7 expert-backed tips for perfect winter skin

Whether it’s the harsh, cold air outside or the drying sensation of a heated indoor space, most skin types will be challenged in winter. Here’s what to do.

Cold weather can wreak havoc on your skin, so give it some love with our expert-backed winter-friendly skin routine.

Adjust your cleanser

A perfect storm of external and internal factors in winter means hydration needs to be the focus of your skincare routine, including cleanser.

Northern Sydney Dermatology and Laser dermatologist Dr Shreya Andric suggests switching to a gentle cleanser formula to avoid stripping the skin of its natural oils.

SSKIN Australia senior dermal skin therapist Christie Cameron recommends trying a cleansing milk, oil or balm.

Just add water

Hydration-oriented products are a must to tackle dry and dehydrated winter skin, which is why the experts recommend skincare that contains heavy-hitting hydration ingredients, such as hyaluronic acid and glycerin.

“These are excellent ingredients to encourage skin hydration,” Christie says.

Dr Andric adds both hyaluronic acid and glycerin are humectants, “which means that they attract water and help to hydrate the skin”.

Up the ante on barrier protection

The skin barrier has the all-important job of locking in moisture — but in winter, the cold air combined with humidity and rain puts the skin barrier under stress.

Accordingly, the experts recommend integrating products that protect and repair the skin barrier, such as a ceramide moisturiser.

“Ceramides create a barrier that help prevent moisture loss, allowing the skin to stay hydrated, plump and supple,” Dr Andric says.

Celebrity facialist Joanna Vargas has this advice: “In winter, I recommend using a hydrating serum followed by a ceramide cream to really lock in moisture.”

Embrace beauty sleep

Night-time offers the skin a chance to restore and repair, which is why US-based salon owner Joanna suggests using a dedicated night cream to “hydrate your skin as you sleep”.

Dr Andric’s hot tip: Choose one that contains niacinamide.

“Niacinamide, or vitamin B3, is excellent for restoring the skin barrier and reducing any inflammation.

“It improves skin hydration by preventing the evaporation of water, which also helps improve the skin barrier.”

The dermatologist adds that in the evening you can double down by following up your moisturiser with “a nourishing facial oil as the last step in your skincare routine”.

Exfoliate with care

When flaky winter skin strikes, the inclination is to reach for the nearest exfoliating product.

But, surprisingly, the experts suggest going easy with exfoliants.

“Exfoliating one or two times per week is plenty in winter,” Christie says.

“Use a gentle chemical exfoliant to delicately remove any dead skin cells from the face.”

Dr Andric adds alpha-hydroxy acids such as glycolic or lactic acid are great options; and beta-hydroxy acids such as salicylic acid are good for those with oily or acne-prone skin.

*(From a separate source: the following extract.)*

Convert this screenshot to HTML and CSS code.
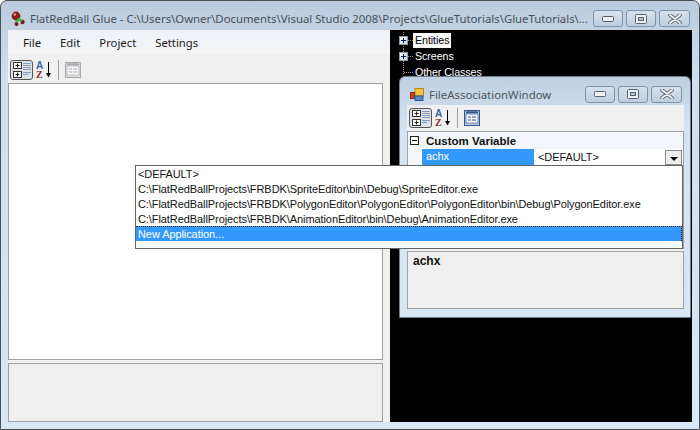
FILE: index.html
```html
<!DOCTYPE html>
<html>
<head>
  <title>FlatRedBall Glue</title>
  <link rel="stylesheet" href="styles.css">
</head>
<body>
  <svg class="defs" width="0" height="0">
    <symbol id="ico-cat" viewBox="0 0 18 16">
      <rect x="0.5" y="0.5" width="8" height="6" fill="#fff" stroke="#333"/>
      <path d="M2.5 3.5h4M4.5 1.5v4" stroke="#222"/>
      <rect x="0.5" y="9.5" width="8" height="6" fill="#fff" stroke="#333"/>
      <path d="M2.5 12.5h4M4.5 10.5v4" stroke="#222"/>
      <path d="M10 1.5h8M10 3.5h8M10 5.5h8M10 7.5h8M10 10.5h8M10 12.5h5" stroke="#7f9cbf"/>
    </symbol>
    <symbol id="ico-arrow" viewBox="0 0 17 20">
      <path d="M12.5 2v12" stroke="#000"/>
      <path d="M10 13h5l-2.5 4.5z" fill="#000"/>
    </symbol>
    <symbol id="ico-pages" viewBox="0 0 16 16">
      <rect x="0.5" y="0.5" width="15" height="15" fill="currentColor" opacity="0.25"/>
      <rect x="0.5" y="0.5" width="15" height="15" fill="none" stroke="currentColor"/>
      <rect x="2" y="4" width="12" height="9" fill="#f4f6f8" stroke="currentColor" stroke-width="0.6"/>
      <path d="M2 2.3h12" stroke="currentColor" stroke-width="2"/>
      <path d="M4 7h3M8 7h4M4 10h3M8 10h4" stroke="currentColor"/>
    </symbol>
    <symbol id="ico-min" viewBox="0 0 12 6">
      <rect x="0.5" y="0.5" width="11" height="5" rx="1" fill="#eef1f4" stroke="#56606c"/>
    </symbol>
    <symbol id="ico-max" viewBox="0 0 12 10">
      <rect x="0.5" y="0.5" width="11" height="9" rx="1" fill="#eef1f4" stroke="#56606c"/>
      <rect x="3.5" y="3.5" width="5" height="3" fill="#b9c8d8" stroke="#56606c"/>
    </symbol>
    <symbol id="ico-close" viewBox="0 0 14 10">
      <path d="M2 1l10 8M12 1l-10 8" stroke="#56606c" stroke-width="3.6" fill="none" stroke-linecap="round"/>
      <path d="M2 1l10 8M12 1l-10 8" stroke="#eef1f4" stroke-width="2" fill="none" stroke-linecap="round"/>
    </symbol>
  </svg>

  <div class="window">
    <div class="titlebar">
      <svg class="logo" width="16" height="16" viewBox="0 0 16 16">
        <circle cx="5" cy="5" r="4.4" fill="#8e1a22"/>
        <circle cx="3.8" cy="3.6" r="1.4" fill="#d88"/>
        <circle cx="11.5" cy="11" r="2.2" fill="#7a1820"/>
        <circle cx="5.5" cy="13" r="2" fill="#7a1820"/>
        <path d="M5 11l3-3 3 2" stroke="#36b53c" stroke-width="2.4" fill="none"/>
      </svg>
      <span class="title-text">FlatRedBall Glue - C:\Users\Owner\Documents\Visual Studio 2008\Projects\GlueTutorials\GlueTutorials\...</span>
      <div class="caption-btns">
        <div class="cap-btn"><svg width="12" height="6"><use href="#ico-min"/></svg></div>
        <div class="cap-btn"><svg width="12" height="10"><use href="#ico-max"/></svg></div>
        <div class="cap-btn cap-close"><svg width="14" height="10"><use href="#ico-close"/></svg></div>
      </div>
    </div>

    <div class="client">
      <div class="left-pane">
        <div class="menubar">
          <span>File</span>
          <span>Edit</span>
          <span>Project</span>
          <span>Settings</span>
        </div>
        <div class="toolbar">
          <div class="tool-on"><svg width="18" height="16"><use href="#ico-cat"/></svg></div>
          <svg class="tool-az" width="17" height="20">
            <use href="#ico-arrow"/>
            <text x="0" y="9" class="az-a">A</text>
            <text x="0" y="17.5" class="az-z">Z</text>
          </svg>
          <div class="tool-sep"></div>
          <svg class="tool-pages off" width="16" height="16"><use href="#ico-pages"/></svg>
        </div>
        <div class="grid-empty"></div>
        <div class="desc-empty"></div>
      </div>

      <div class="tree">
        <div class="tree-row">
          <span class="plus"></span><span class="dots"></span><span class="tree-label selected">Entities</span>
        </div>
        <div class="tree-row">
          <span class="plus"></span><span class="dots"></span><span class="tree-label">Screens</span>
        </div>
        <div class="tree-row">
          <span class="no-plus"></span><span class="dots long"></span><span class="tree-label">Other Classes</span>
        </div>
      </div>
    </div>

    <div class="float-window">
      <div class="float-title">
        <svg class="float-logo" width="14" height="13" viewBox="0 0 14 13">
          <rect x="5" y="0.5" width="8.5" height="7.5" fill="#f3c33c" stroke="#b08a20"/>
          <rect x="0.5" y="4.5" width="4" height="6" fill="#c8402c" stroke="#7c2a20"/>
          <rect x="5" y="8" width="8" height="4.5" fill="#5b86c8" stroke="#34558a"/>
        </svg>
        <span class="float-text">FileAssociationWindow</span>
        <div class="caption-btns">
          <div class="cap-btn"><svg width="12" height="6"><use href="#ico-min"/></svg></div>
          <div class="cap-btn"><svg width="12" height="10"><use href="#ico-max"/></svg></div>
          <div class="cap-btn cap-close"><svg width="14" height="10"><use href="#ico-close"/></svg></div>
        </div>
      </div>
      <div class="float-client">
        <div class="float-toolbar">
          <div class="tool-on"><svg width="18" height="16"><use href="#ico-cat"/></svg></div>
          <svg class="tool-az" width="17" height="20">
            <use href="#ico-arrow"/>
            <text x="0" y="9" class="az-a">A</text>
            <text x="0" y="17.5" class="az-z">Z</text>
          </svg>
          <div class="tool-sep"></div>
          <svg class="tool-pages on" width="16" height="16"><use href="#ico-pages"/></svg>
        </div>
        <div class="prop-grid">
          <div class="prop-cat">
            <span class="minus"></span>
            <b>Custom Variable</b>
          </div>
          <div class="prop-row">
            <span class="prop-gutter"></span>
            <span class="prop-name">achx</span>
            <span class="prop-value">&lt;DEFAULT&gt;</span>
            <span class="combo-btn"><i></i></span>
          </div>
        </div>
        <div class="float-desc"><b>achx</b></div>
      </div>
    </div>

    <div class="dropdown">
      <div class="dd-item">&lt;DEFAULT&gt;</div>
      <div class="dd-item">C:\FlatRedBallProjects\FRBDK\SpriteEditor\bin\Debug\SpriteEditor.exe</div>
      <div class="dd-item">C:\FlatRedBallProjects\FRBDK\PolygonEditor\PolygonEditor\PolygonEditor\bin\Debug\PolygonEditor.exe</div>
      <div class="dd-item">C:\FlatRedBallProjects\FRBDK\AnimationEditor\bin\Debug\AnimationEditor.exe</div>
      <div class="dd-item dd-sel">New Application...</div>
    </div>
  </div>
</body>
</html>
```

FILE: styles.css
```css
html, body {
  margin: 0;
  padding: 0;
}
body {
  width: 700px;
  height: 430px;
  overflow: hidden;
  font-family: 'Liberation Sans', Arial, sans-serif;
  font-size: 11px;
  letter-spacing: -0.08px;
  color: #111;
}
.defs {
  position: absolute;
}
.az-a {
  font: bold 10px 'Liberation Sans', sans-serif;
  fill: #3a62b0;
}
.az-z {
  font: bold 10px 'Liberation Serif', serif;
  fill: #8c2f35;
}

.window {
  position: relative;
  box-sizing: border-box;
  width: 700px;
  height: 430px;
  padding: 0 7px 7px 7px;
  display: flex;
  flex-direction: column;
  border: 1px solid #4a4f55;
  border-radius: 7px 7px 0 0;
  background: linear-gradient(#b9cbdd, #d0dfee 80px, #d9e6f4);
}
.titlebar {
  box-sizing: border-box;
  height: 29px;
  padding-top: 6px;
  flex: none;
  display: flex;
  align-items: center;
}
.logo {
  margin: 0 3px 0 3px;
}
.title-text {
  flex: 1;
  font-family: 'Noto Sans', sans-serif;
  font-size: 11.35px;
  letter-spacing: 0;
  color: #47505a;
  white-space: nowrap;
}
.caption-btns {
  flex: none;
  display: flex;
  gap: 3px;
  margin-right: 2px;
}
.cap-btn {
  box-sizing: border-box;
  width: 30px;
  height: 17px;
  display: flex;
  align-items: center;
  justify-content: center;
  border: 1px solid #7f93a8;
  border-radius: 3px;
  background: linear-gradient(#d6e2ee, #bccee0);
}
.cap-close {
  width: 31px;
}

.client {
  flex: 1;
  display: flex;
  min-height: 0;
}
.left-pane {
  width: 382px;
  flex: none;
  display: flex;
  flex-direction: column;
  background: #f0f0f0;
}
.menubar {
  height: 24px;
  flex: none;
  display: flex;
  align-items: center;
  padding-left: 15px;
  font-family: 'Noto Sans', sans-serif;
  font-size: 11.3px;
  letter-spacing: 0;
  color: #1a1a1a;
  background: linear-gradient(#edf2f8, #f4f5f6);
}
.menubar span {
  margin-right: 19px;
}
.toolbar {
  box-sizing: border-box;
  height: 29px;
  padding: 3px 0 0 2px;
  flex: none;
  display: flex;
  align-items: center;
}
.tool-on {
  box-sizing: border-box;
  width: 23px;
  height: 20px;
  display: flex;
  align-items: center;
  justify-content: center;
  border: 1px solid #555;
  border-radius: 3px;
  background: #dfe3e8;
}
.tool-az {
  margin-left: 3px;
}
.tool-sep {
  width: 1px;
  height: 20px;
  margin: 0 6px 0 5px;
  background: #9aa0a6;
}
.tool-pages.off {
  color: #a9a9a9;
}
.tool-pages.on {
  color: #31588f;
}
.grid-empty {
  flex: 1;
  margin-right: 7px;
  border: 1px solid #a0a0a0;
  background: #fff;
}
.desc-empty {
  box-sizing: border-box;
  height: 59px;
  flex: none;
  margin: 3px 7px 0 0;
  border: 1px solid #a0a0a0;
  background: #efefef;
}

.tree {
  flex: 1;
  padding: 2px 0 0 9px;
  background: #000;
  color: #fff;
  font-size: 10.7px;
}
.tree-row {
  height: 16.5px;
  display: flex;
  align-items: center;
  background: linear-gradient(#999 50%, transparent 50%) 4px 0 / 1px 2px repeat-y;
}
.tree-row:last-child {
  height: 16px;
  margin-top: -0.5px;
  background: none;
}
.plus, .minus {
  position: relative;
  box-sizing: border-box;
  display: block;
  flex: none;
  background: #fff;
}
.plus {
  width: 9px;
  height: 9px;
  border: 1px solid #8d9aa8;
  background: linear-gradient(135deg, #fff, #c8d2de);
}
.plus::before, .plus::after, .minus::before {
  content: "";
  position: absolute;
  background: #00156e;
}
.plus::before {
  left: 1px;
  top: 3px;
  width: 5px;
  height: 1px;
}
.plus::after {
  left: 3px;
  top: 1px;
  width: 1px;
  height: 5px;
}
.no-plus {
  box-sizing: border-box;
  width: 5px;
  height: 9px;
  align-self: flex-start;
  flex: none;
  border-right: 1px dotted #999;
}
.dots {
  width: 5px;
  flex: none;
  border-top: 1px dotted #999;
}
.dots.long {
  width: 9px;
}
.tree-label {
  padding: 1px 2px;
  line-height: 13px;
  white-space: nowrap;
}
.tree-label.selected {
  background: #fff;
  color: #000;
}

.float-window {
  position: absolute;
  left: 398px;
  top: 75px;
  width: 292px;
  height: 242px;
  box-sizing: border-box;
  padding: 0 6px 8px 7px;
  display: flex;
  flex-direction: column;
  border: 1px solid #6e7f90;
  border-radius: 6px 6px 0 0;
  background: linear-gradient(#bdcfe1, #d5e3f1 50px, #d9e6f4);
}
.float-title {
  box-sizing: border-box;
  height: 28px;
  padding-top: 6px;
  flex: none;
  display: flex;
  align-items: center;
}
.float-logo {
  margin: 0 5px 0 3px;
}
.float-text {
  flex: 1;
  font-family: 'Noto Sans', sans-serif;
  font-size: 11.4px;
  letter-spacing: 0;
  color: #4c5560;
  white-space: nowrap;
}
.float-client {
  flex: 1;
  display: flex;
  flex-direction: column;
  min-height: 0;
  background: #f0f0f0;
}
.float-toolbar {
  height: 26px;
  flex: none;
  display: flex;
  align-items: center;
  padding-left: 2px;
}
.prop-grid {
  flex: 1;
  border: 1px solid #a0a0a0;
  background: #fff;
}
.prop-cat {
  height: 17px;
  display: flex;
  align-items: center;
  background: #f3f6fb;
  font-size: 11.5px;
  letter-spacing: 0;
}
.minus {
  width: 9px;
  height: 9px;
  margin: 0 7px 0 2px;
  border: 1px solid #222;
}
.minus::before {
  left: 1px;
  top: 3px;
  width: 5px;
  height: 1px;
  background: #000;
}
.prop-row {
  height: 16px;
  display: flex;
  align-items: center;
}
.prop-gutter {
  width: 14px;
  height: 100%;
  flex: none;
  background: #f3f6fb;
}
.prop-name {
  width: 108px;
  height: 100%;
  flex: none;
  padding-left: 4px;
  line-height: 15px;
  background: #3399ff;
  color: #fff;
}
.prop-value {
  flex: 1;
  padding-left: 4px;
}
.combo-btn {
  box-sizing: border-box;
  width: 17px;
  height: 15px;
  margin-right: 1px;
  display: flex;
  align-items: center;
  justify-content: center;
  border: 1px solid #8a8a8a;
  background: #ececec;
}
.combo-btn i {
  width: 0;
  height: 0;
  margin-top: 3px;
  border: 4px solid transparent;
  border-top-color: #000;
  border-bottom: 0;
}
.float-desc {
  box-sizing: border-box;
  height: 58px;
  flex: none;
  margin-top: 2px;
  padding: 2px 5px;
  border: 1px solid #a0a0a0;
  background: #efefef;
  font-size: 12px;
  letter-spacing: 0;
}

.dropdown {
  position: absolute;
  left: 134px;
  top: 164px;
  width: 548px;
  height: 84px;
  box-sizing: border-box;
  border: 1px solid #646464;
  background: #fff;
  color: #111;
}
.dd-item {
  height: 15px;
  line-height: 16px;
  padding-left: 2px;
  white-space: nowrap;
}
.dd-sel {
  box-sizing: border-box;
  border-top: 1px dotted #222;
  border-right: 1px dotted #222;
  background: #3399ff;
  color: #fff;
  line-height: 14px;
}
```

Joanna stresses that “exfoliating too often in winter” can do more harm than good.

“It can end up irritating and stripping the skin,” she says.

Don’t skimp on sunscreen

Just because the sun isn’t out doesn’t mean you should ditch the sunscreen.

“It’s a non-negotiable in your routine year-round,” Christie says.

Dr Andric explains that sunscreen provides vital protection from harmful UVB rays as well as reducing the signs of skin ageing caused by UVA damage.

“Even if you’re indoors all day in winter, remember that UVA can still penetrate through clouds as well as window glass,” Dr Andric warns.

However, the one thing you may want to change about your sunscreen in winter is the formulation.

“Consider swapping to a more hydrating sunscreen,” Dr Andric suggests.

It’s not just about skincare products

When the temperature plunges, many of us pump up those heaters and spend longer under a hot shower.

But Joanna explains that “extreme temperatures of any kind can throw off the skin’s delicate barrier balance”, potentially leading to dry patches and dehydration.

“A big mistake many people make in winter is showering with water that is simply too hot,” she says.

“Shower in lukewarm water instead.”

Christie says to consider using a humidifier in a heated room if you plan to spend a lot of time there.

“It can help retain moisture in the air, so your skin won’t dry out as much.”